Having drawn a large target on my back for arrows from both sides, I'll now get pincushioned by both, of course. But, hey, at least I won't get called a Google shill. Probably.

Comment Re:Wow! (Score 1) 261

However, for the most part, the party/ideology from the left in the US that promotes itself as the party of diversity and tolerance, is ONLY tolerant of viewpoints they hold and not only will put you down for what you think

Ah, the old intolerance of intolerance argument. The paradox of tolerance is that if society is tolerant of intolerance, you ultimately allow that intolerance to destroy tolerance in that society. Ultimately tolerance is useless without the right to not tolerate the intolerant. (you might need more than two hands to count the double negatives there)

Yonatan Zunger has an interesting take on this question. He argues that the apparent paradox stems from a misunderstanding of why tolerance is good. If you view tolerance as a moral precept, meaning that tolerance is a characteristic of good/moral people, then it's difficult to explain why this should not include tolerance of intolerance. Zunger suggests instead that we view tolerance as a mutual non-aggression pact, not a moral imperative.

If you are tolerant, you should expect tolerance in return.
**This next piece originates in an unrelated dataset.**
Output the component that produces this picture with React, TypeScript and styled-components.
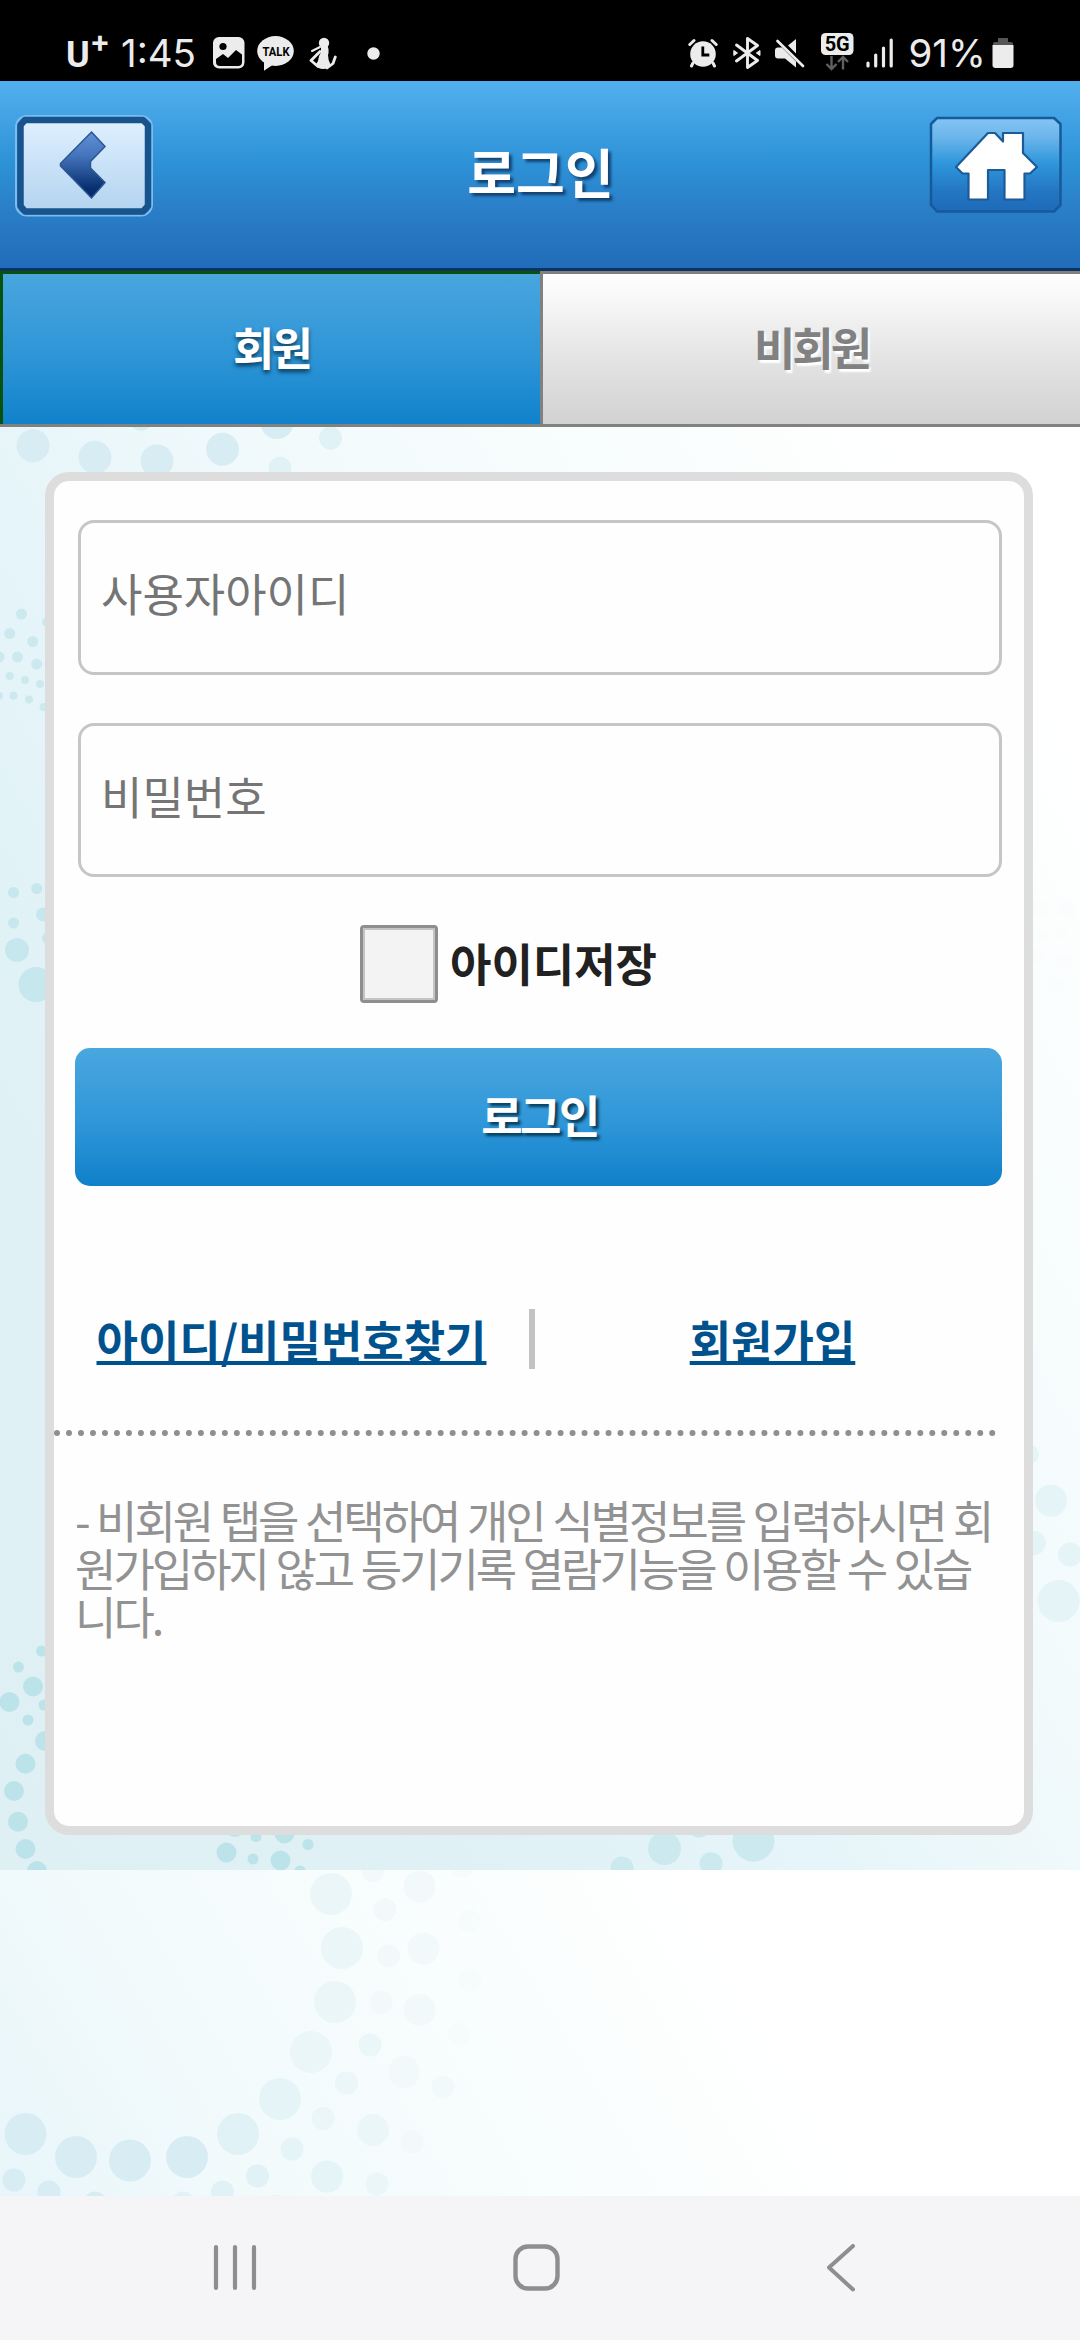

If you are intolerant, you should expect intolerance.

Put that way, the paradox disappears and with it any obligation to tolerate intolerance... and it also makes abundantly clear the value of being tolerant. Unless, of course you're in such a powerful social position that you can simply squash any intolerance of yourself. When we think about people in that position, then we begin to see the moral aspect, which is that those in power should not abuse it.